Sports

In Glenside, Raising the Next Generation of Gaelic Athletes

On a recent Saturday night, the voices of more than 60 kids, many of them 10 or younger, echoed off the roof of a huge inflatable dome on the campus of Arcadia University in Glenside. Often with more enthusiasm than skill, they grabbed, tossed and kicked a white ball into mesh goals and through uprights up and down adjoining courts, with adult coaches shouting instructions and doling out liberal doses of encouragement.

At times, it seemed like chaos, but if you looked closely and paid attention, you could see that there was an organization underlying it all.

This was Gaelic football for kids, a primer on how to one day play the game in all seriousness. Serious, because they represent the future of Gaelic athletics in the Philadelphia area—and to a larger extent, the United States.
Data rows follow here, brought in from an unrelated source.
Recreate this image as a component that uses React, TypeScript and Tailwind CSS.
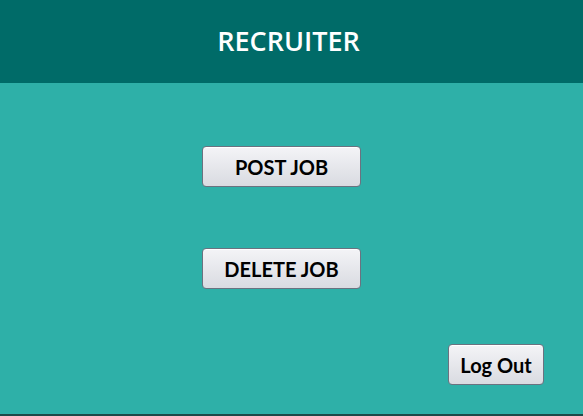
export default function App() {
  const btn =
    "rounded-[4px] border border-[#6b7280] bg-gradient-to-b from-[#f4f4f7] to-[#d9dbe1] text-black font-bold shadow-[inset_0_1px_0_#ffffff] font-['Lato',sans-serif]";
  return (
    <div className="flex h-[416px] w-[583px] flex-col bg-[#2eb0a8]">
      <div className="flex h-[83px] shrink-0 items-center justify-center bg-[#006b68] pr-[6px]">
        <h1 className="font-['Open_Sans',sans-serif] text-[27px] font-semibold text-white">RECRUITER</h1>
      </div>
      <div className="flex flex-1 flex-col items-start pl-[202px]">
        <button className={`${btn} mt-[63px] h-[41px] w-[159px] text-[20px]`}>POST JOB</button>
        <button className={`${btn} mt-[61px] h-[41px] w-[159px] text-[20px]`}>DELETE JOB</button>
      </div>
      <div className="flex justify-end pb-[29px] pr-[39px]">
        <button className={`${btn} h-[41px] w-[96px] text-[20px]`}>Log Out</button>
      </div>
      <div className="h-[2px] shrink-0 bg-[#1d4a48]" />
    </div>
  );
}
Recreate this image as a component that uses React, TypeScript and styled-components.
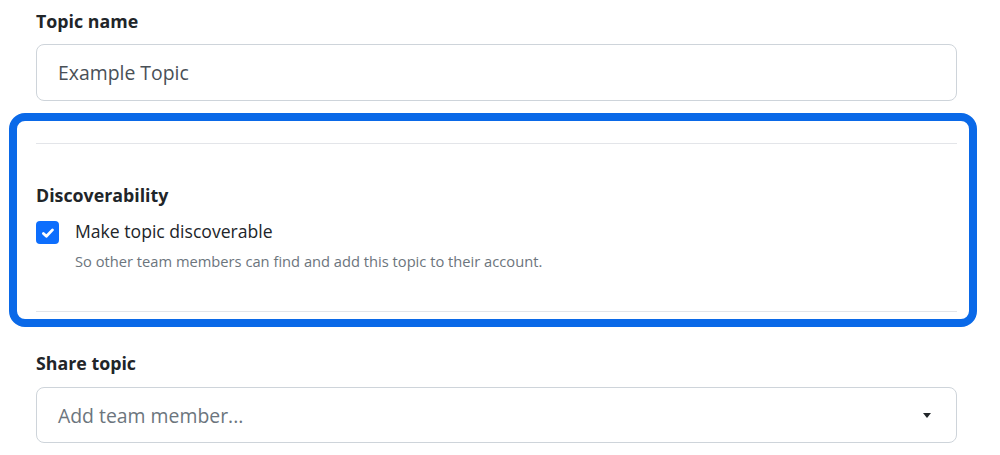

Irish kids are virtually born with a football nestled in their cribs. Playing Gaelic football becomes second nature. Not so here in the States, where the sport clearly faces competition from soccer, baseball and American football, and has different and sometimes alien rules and style of play.

The Glenside Gaelic Club is doing a pretty fair job of bringing local kids up to speed. While the indoor football clinic was meant to hone the skills of older kids, too, many of whom have now been playing the sport for six years. The club also teaches hurling—a fast-moving, rough and tumble sport involving balls much closer to the size of an American baseball and a long-handled hockey-like stick with which to hit the ball—and camogie, essentially the same sport for girls and women. Both sports are also played in the spring and summer.

Chris Scullion is vice chair of the club board of directors. The club is growing steadily from one year to the next, he says. “Every year, we get another 10 or 12. We had close to 90 kids playing last week.”

Although another purpose of the club is to make kids and their families more aware of their Irish heritage, not all the kids are Irish-American, he adds. Many from other ethnic groups and nationalities come along with their Irish-American friends and are drawn in. The club recruits new players through word of mouth and by lawn signs throughout the area.

Gaelic football is always the more popular sport.

“Hurling is a little bit more difficult to learn. Hurling takes a lot more coordination. With football, they can just jump right in,” he says. “Once they learn it, they love it.”

Which is not to say kids who play hurling don’t have their own enthusiasm for the game. “For most of them, hurling is a real passion once they start to learn it. We get a lot of kids who have played baseball (the game bears some similarities) and they pick it up right away.”

The season begins in earnest for all sports on May 1, when the games—intramural in nature—begin on the Ambler campus of Temple University on Wednesday and Friday nights. On Father’s Day weekend, there’s a tournament that draws other youth clubs.

All of this practice and game laying is preparation for the Continental Youth Championships, which this year will be held in Philadelphia.